En “The Cold Wind” las cosas se empiezan a calentar, el problema es que la cama es la de otro, la de Zeppelin, claro está, y continuarán con “When The Curtain Falls” y Jake fraseando entre verso y verso de Josh, al más puro estilo del binomio de Page y Plant. Más problemas para el oyente más avezado y pocos para el casual o el poco exigente, mientras la voz de Plant en “Led Zeppelin I” (1969) es aguda y su tono es alto, no suena forzada sino natural y llena de color blues en lo que es un auténtico orgasmo sonoro, la de Josh Kiszka resulta tan forzada que parece que se le vaya a subir un testículo o se haya puesto hasta los ejes de helio, como ocurre en “Lover, Leaver” o “The New Day” en la que deberemos comprobar si las revoluciones de nuestro vinilo son las adecuadas.
Más diferencias odiosas son cuando Greta Van Fleet abandonan el “Led Zeppelin I” y acuden prestos al sacrilegio acústico del bello “Led Zeppelin III”, sacan las acústicas de sus armarios, y entonces se muestran plenamente inofensivos en “You’re The One”, la tontorrona “The New Day” e intentan darle, sin éxito, cierto exotismo a “Anthem” gracias a la percusión, mostrándonos composiciones que no poseen la calidad y cuando son desprovistas de su envoltorio zeppeliniano más caricaturesco, fracasan estrepitosamente, no pudiendo ser recordadas una vez han concluido. Casos más flagrantes son el robo descarado a Ram Jam en el riff de “Lover, Leaver”, la inclusión de un slide en la facilona “Mountain Of The Sun”, en la que todo resulta tan poco original como su propio título o la lentísima “Watching Over” (donde el estropicio del sonido de la batería es aún más evidente) y Josh parece salido de la serie Alvin y las ardillas (Alvin and the Chipmunks, para los más esnobs), rozando ese esperpento que a muchos les encantará pero a servidor le aburre sobremanera.
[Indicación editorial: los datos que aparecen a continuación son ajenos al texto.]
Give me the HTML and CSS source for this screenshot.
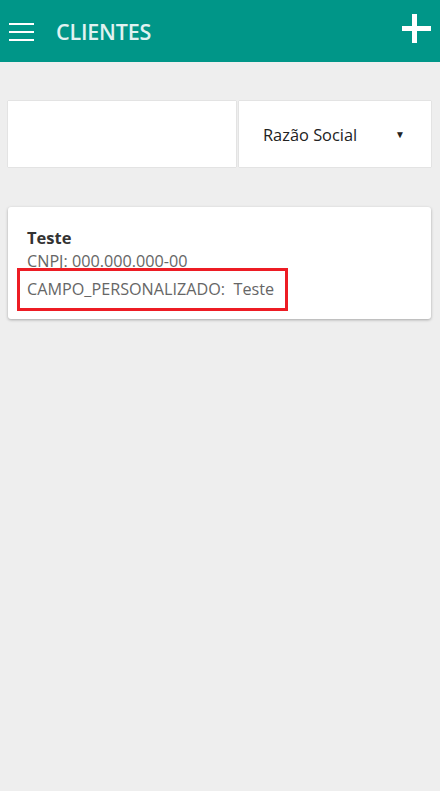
FILE: index.html
```html
<!DOCTYPE html>
<html lang="pt">
<head>
<meta charset="utf-8">
<link rel="stylesheet" href="styles.css">
</head>
<body>
<header class="topbar">
  <div class="menu-icon"><span></span><span></span><span></span></div>
  <h1 class="title">CLIENTES</h1>
  <div class="plus"><span class="h"></span><span class="v"></span></div>
</header>
<main class="content">
  <div class="search-row">
    <div class="search-input"></div>
    <div class="search-select"><span>Razão Social</span><span class="arrow">▼</span></div>
  </div>
  <div class="card">
    <div class="card-title">Teste</div>
    <div class="card-line">CNPJ: 000.000.000-00</div>
    <div class="highlight"><span class="card-line">CAMPO_PERSONALIZADO:&nbsp; Teste</span></div>
  </div>
</main>
</body>
</html>
```
FILE: styles.css
```css
html, body { margin: 0; padding: 0; }
body {
  background: #eeeeee;
  font-family: "Open Sans", "Noto Sans", sans-serif;
  width: 440px;
  height: 791px;
}
.topbar {
  height: 62px;
  background: #009688;
  display: flex;
  align-items: center;
  padding: 0 9px;
  box-sizing: border-box;
}
.menu-icon {
  width: 25px;
  display: flex;
  flex-direction: column;
  gap: 6px;
  margin-top: 1px;
}
.menu-icon span {
  display: block;
  height: 2px;
  background: #ffffff;
}
.title {
  margin: 0 0 0 22px;
  font-size: 21.5px;
  font-weight: 600;
  color: #e0f2f1;
  letter-spacing: -0.2px;
  flex: 1;
}
.plus {
  position: relative;
  width: 29px;
  height: 29px;
  margin-top: -6px;
}
.plus span { position: absolute; background: #fff; }
.plus .h { left: 0; top: 12px; width: 29px; height: 5px; }
.plus .v { left: 10px; top: 0; width: 5px; height: 29px; }
.content { padding: 39px 9px 0 8px; }
.search-row {
  display: flex;
  gap: 3px;
  height: 66px;
}
.search-input {
  width: 228px;
  background: #fff;
  box-shadow: 0 0 1px rgba(0,0,0,0.25);
}
.search-select {
  flex: 1;
  background: #fff;
  box-shadow: 0 0 1px rgba(0,0,0,0.25);
  display: flex;
  align-items: center;
  justify-content: space-between;
  padding: 0 26px 0 24px;
  font-size: 16.4px;
  color: #222;
}
.arrow { font-size: 10px; }
.card {
  margin-top: 40px;
  background: #fff;
  border-radius: 3px;
  box-shadow: 0 1px 3px rgba(0,0,0,0.3);
  padding: 19px 19px 10px 19px;
  height: 112px;
  box-sizing: border-box;
}
.card-title {
  font-size: 16.5px;
  font-weight: 700;
  color: #333;
  line-height: 23px;
}
.card-line {
  font-size: 16.2px;
  color: #666;
  line-height: 25px;
  display: block;
}
.highlight {
  display: inline-block;
  border: 3px solid #ed1c24;
  margin-left: -10px;
  padding: 6px 11px 6px 7px;
  margin-top: -6px;
}
```
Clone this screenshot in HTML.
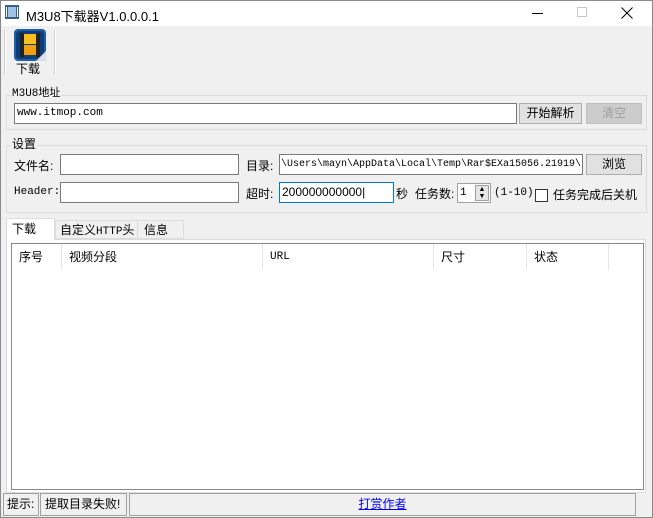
<!DOCTYPE html>
<html><head><meta charset="utf-8"><style>
*{box-sizing:border-box;margin:0;padding:0}
body{width:653px;height:518px;background:#f0f0f0;font-family:"Liberation Sans","Noto Sans CJK SC",sans-serif;font-size:12px;color:#000;position:relative;overflow:hidden}
.a{position:absolute}
.mono{font-family:"Liberation Mono","Noto Sans CJK SC",monospace;font-size:11px}
.in{position:absolute;background:#fff;border:1px solid #7a7a7a;height:21px;line-height:19px;padding-left:2px;white-space:nowrap;overflow:hidden}
.btn{position:absolute;background:#e1e1e1;border:1px solid #adadad;text-align:center;line-height:19px;height:21px}
.grp{position:absolute;border:1px solid #dcdcdc}
.lbl{position:absolute;background:#f0f0f0;padding:0 1px;line-height:14px}
.col{position:absolute;top:0;height:26px;border-right:1px solid #e5e5e5;line-height:26px;padding-left:7px}
.sp{position:absolute;top:493px;height:23px;border:1px solid #a0a0a0;line-height:21px}
</style></head><body>
<div class="a" style="left:0;top:0;width:653px;height:518px;border:1px solid #8a8a8a"></div>
<div class="a" style="left:1px;top:1px;width:651px;height:25px;background:#fff"></div>
<svg class="a" style="left:5px;top:5px" width="14" height="14"><rect x="0" y="0" width="14" height="14" fill="#3a5f8a"/><rect x="3" y="2" width="8" height="10" fill="#9fc3e6"/><rect x="1" y="2" width="1" height="10" fill="#fff"/><rect x="12" y="2" width="1" height="10" fill="#fff"/></svg>
<div class="a" style="left:26px;top:6px;font-size:13px">M3U8下载器V1.0.0.0.1</div>
<div class="a" style="left:532px;top:13px;width:11px;height:1px;background:#000"></div>
<div class="a" style="left:577px;top:7px;width:10px;height:10px;border:1px solid #c8c8c8"></div>
<svg class="a" style="left:621px;top:7px" width="12" height="12"><path d="M0.5 0.5L11.5 11.5M11.5 0.5L0.5 11.5" stroke="#000" stroke-width="1"/></svg>
<div class="a" style="left:4px;top:30px;width:2px;height:45px;border-left:1px solid #d0d0d0;border-right:1px solid #fff"></div>
<div class="a" style="left:54px;top:30px;width:2px;height:45px;border-left:1px solid #d0d0d0;border-right:1px solid #fff"></div>
<svg class="a" style="left:14px;top:29px" width="32" height="32"><rect x="0" y="0" width="32" height="32" rx="4" fill="#1f5fa8"/><rect x="2" y="2" width="28" height="28" rx="3" fill="#0f3d78"/><rect x="6" y="4" width="4" height="24" fill="#222"/><rect x="22" y="4" width="4" height="24" fill="#222"/><rect x="10" y="5" width="12" height="10" fill="#f5c020"/><rect x="10" y="16" width="12" height="10" fill="#f0a010"/><path d="M22 32L32 22L32 32Z" fill="#dde"/></svg>
<div class="a" style="left:16px;top:60px">下载</div>
<div class="grp" style="left:6px;top:95px;width:641px;height:35px"></div>
<div class="lbl mono" style="left:11px;top:87px">M3U8地址</div>
<div class="in mono" style="left:14px;top:103px;width:503px">www.itmop.com</div>
<div class="btn" style="left:519px;top:103px;width:63px">开始解析</div>
<div class="btn" style="left:586px;top:103px;width:56px;background:#cccccc;border-color:#bfbfbf;color:#a0a0a0">清空</div>
<div class="grp" style="left:6px;top:145px;width:641px;height:68px"></div>
<div class="lbl" style="left:11px;top:137px">设置</div>
<div class="a" style="left:14px;top:157px">文件名:</div>
<div class="in" style="left:60px;top:154px;width:179px"></div>
<div class="a" style="left:246px;top:157px">目录:</div>
<div class="in mono" style="left:279px;top:154px;width:304px;font-size:10px;padding-left:1px">\Users\mayn\AppData\Local\Temp\Rar$EXa15056.21919\</div>
<div class="btn" style="left:586px;top:154px;width:56px">浏览</div>
<div class="a mono" style="left:14px;top:186px">Header:</div>
<div class="in" style="left:60px;top:182px;width:179px"></div>
<div class="a" style="left:246px;top:185px">超时:</div>
<div class="in" style="left:279px;top:182px;width:115px;border-color:#0078d7">200000000000|</div>
<div class="a" style="left:396px;top:185px">秒</div>
<div class="a" style="left:415px;top:185px">任务数:</div>
<div class="in mono" style="left:457px;top:183px;width:34px;height:20px;border-color:#a0a0a0">1</div>
<div class="a" style="left:475px;top:185px;width:14px;height:16px;background:#e6e6e6;border:1px solid #a0a0a0;font-size:7px;line-height:7px;text-align:center">▲<br>▼</div>
<div class="a mono" style="left:494px;top:187px">(1-10)</div>
<div class="a" style="left:535px;top:189px;width:13px;height:13px;background:#fff;border:1px solid #333"></div>
<div class="a" style="left:553px;top:186px">任务完成后关机</div>
<div class="a" style="left:6px;top:239px;width:640px;height:254px;background:#fff;border:1px solid #dcdcdc"></div>
<div class="a" style="left:6px;top:218px;width:49px;height:22px;background:#fff;border:1px solid #dcdcdc;border-bottom:none;padding:1px 0 0 5px">下载</div>
<div class="a" style="left:55px;top:220px;width:83px;height:19px;border:1px solid #dcdcdc;padding:0 0 0 4px">自定义<span class="mono">HTTP</span>头</div>
<div class="a" style="left:137px;top:220px;width:47px;height:19px;border:1px solid #dcdcdc;padding:0 0 0 6px">信息</div>
<div class="a" style="left:11px;top:243px;width:633px;height:247px;background:#fff;border:1px solid #828790;overflow:hidden">
<div class="col" style="left:0;width:50px">序号</div>
<div class="col" style="left:50px;width:201px">视频分段</div>
<div class="col mono" style="left:251px;width:171px">URL</div>
<div class="col" style="left:422px;width:93px">尺寸</div>
<div class="col" style="left:515px;width:82px">状态</div>
</div>
<div class="sp" style="left:3px;width:36px;padding-left:3px">提示:</div>
<div class="sp" style="left:40px;width:87px;padding-left:4px">提取目录失败!</div>
<div class="sp" style="left:129px;width:507px;text-align:center"><span style="color:#0000ff;text-decoration:underline">打赏作者</span></div>
</body></html>
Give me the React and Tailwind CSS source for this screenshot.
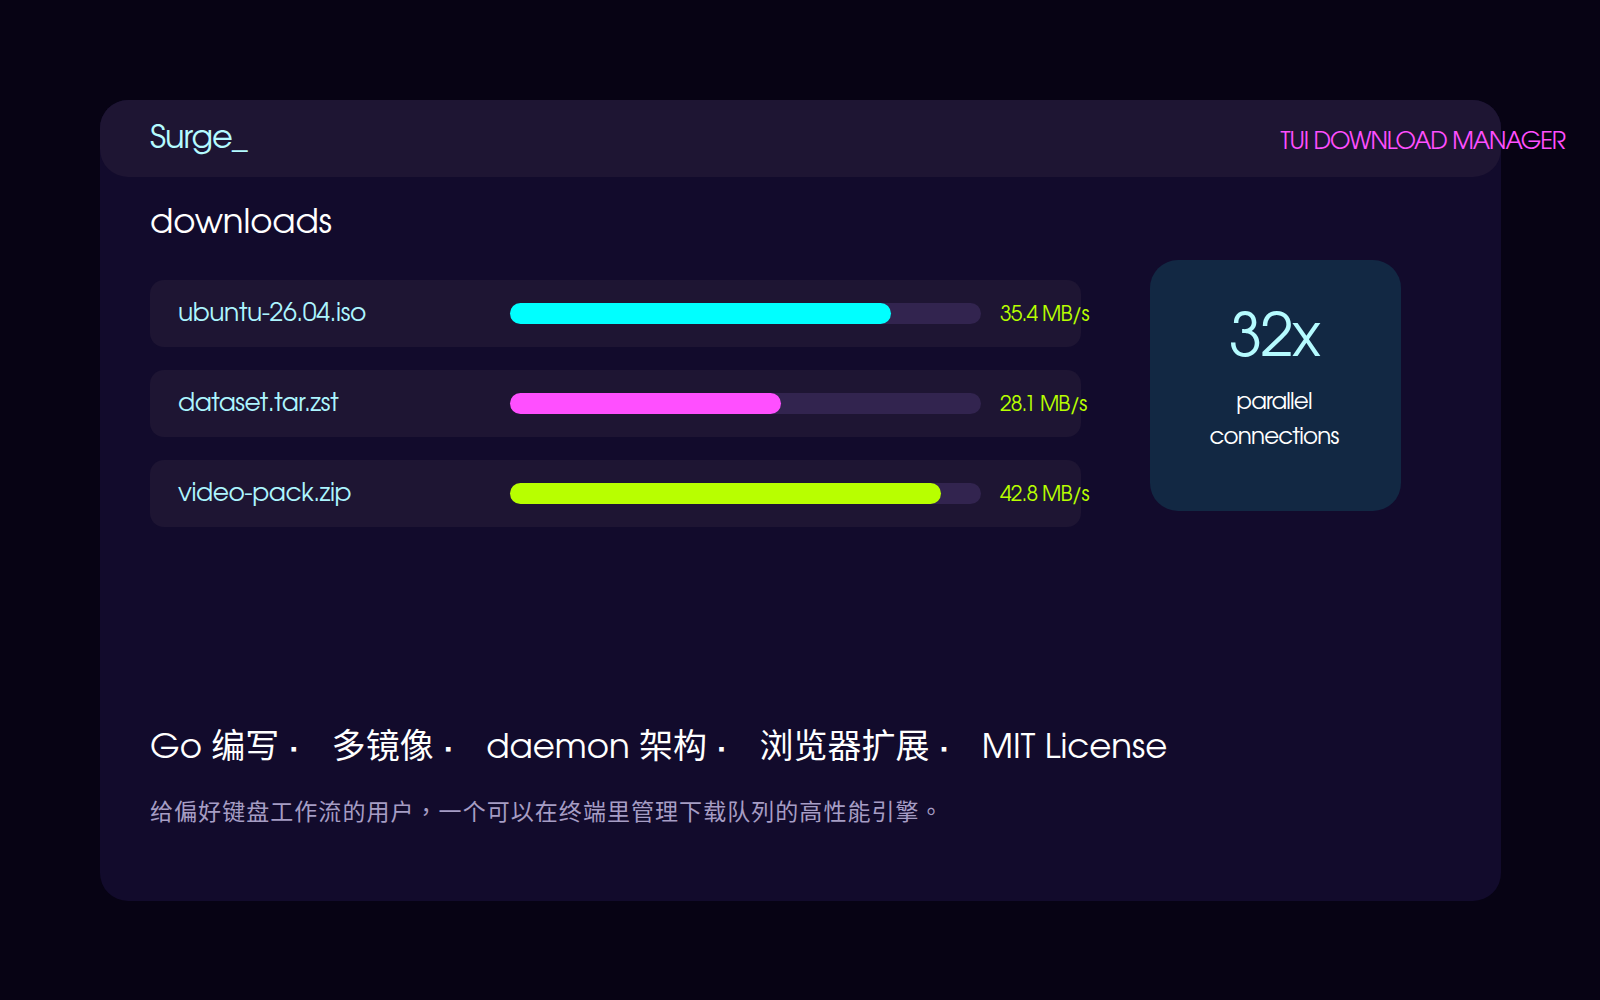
const rows=[
 {name:"ubuntu-26.04.iso",speed:"35.4 MB/s",fill:"w-[80.8%] bg-[#00ffff]"},
 {name:"dataset.tar.zst",speed:"28.1 MB/s",fill:"w-[57.5%] bg-[#ff4fff]"},
 {name:"video-pack.zip",speed:"42.8 MB/s",fill:"w-[91.5%] bg-[#b8ff00]"},
];
const tags=["Go 编写","多镜像","daemon 架构","浏览器扩展"];
export default function App(){return (
<div className="h-[1000px] w-[1600px] overflow-hidden bg-[#070314] p-[100px] [font-family:'TeX_Gyre_Adventor','Noto_Sans_CJK_TC',sans-serif]">
 <div className="flex h-[801px] w-[1401px] flex-col rounded-[28px] bg-[#120b2c]">
  <header className="flex h-[77px] shrink-0 items-center justify-between rounded-[28px] bg-[#1e1533] px-[50px]">
   <span className="text-[32px] tracking-[-1px] text-[#b5fbff]">Surge_</span>
   <span className="-mr-[114px] mt-[11px] text-[23.5px] tracking-[-1.05px] text-[#ff4fff]">TUI DOWNLOAD MANAGER</span>
  </header>
  <div className="flex flex-1 flex-col px-[50px]">
   <h2 className="mt-[20px] text-[34px] leading-[54px] tracking-[-0.1px] text-white">downloads</h2>
   <div className="mt-[29px] flex items-start gap-[69px]">
    <div className="flex w-[931px] shrink-0 flex-col gap-[23px]">
     {rows.map(r=>(
      <div key={r.name} className="flex h-[67px] items-center rounded-[14px] bg-[#1e1533] pl-[28px]">
       <span className="mt-[3px] w-[332px] shrink-0 text-[25px] tracking-[-0.45px] text-[#adf5ff]">{r.name}</span>
       <div className="h-[21px] w-[471px] shrink-0 rounded-full bg-[#32244f]"><div className={`h-full rounded-full ${r.fill}`}/></div>
       <span className="ml-[19px] mt-[5px] shrink-0 whitespace-nowrap text-[21px] tracking-[-0.9px] text-[#b8ff00]">{r.speed}</span>
      </div>
     ))}
    </div>
    <div className="-mt-[20px] flex h-[251px] w-[251px] shrink-0 flex-col items-center rounded-[28px] bg-[#122843] pr-[3px] pt-[42px]">
     <div className="text-[60px] leading-[76px] tracking-[-1.8px] text-[#b5fbff]">32x</div>
     <div className="mt-[7px] text-center text-[23px] leading-[35px] tracking-[-0.85px] text-white">parallel<br/>connections</div>
    </div>
   </div>
   <div className="mt-[198px] flex gap-[33px] text-[34px] leading-[48px] text-white">
    {tags.map(t=><span key={t}>{t} <span className="font-bold">·</span></span>)}<span>MIT License</span>
   </div>
   <p className="mt-[24px] text-[23px] tracking-[1.05px] text-[#a69dc4]">给偏好键盘工作流的用户，一个可以在终端里管理下载队列的高性能引擎。</p>
  </div>
 </div>
</div>)}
Y esto, más allá del disgusto que le pueda causar a aquellos que sí creen saber de música y lloren sangre al leer esta crítica, tan sólo encierra la poca memoria que tenemos como público cuando, no hace mucho, se nos han vendido a bandas como Wolfmother como los herederos de Zeppelin, a Kula Shaker como los adalides de la psicodelia, a Franz Ferdinand como los próximos Talking Heads y a Interpol como Joy Division y ya vemos cómo han acabado todos. Si quiero escuchar a Led Zeppelin, pincho sus discos y punto, y me dejo de bandas tributo con insoportables e inanes temas propios.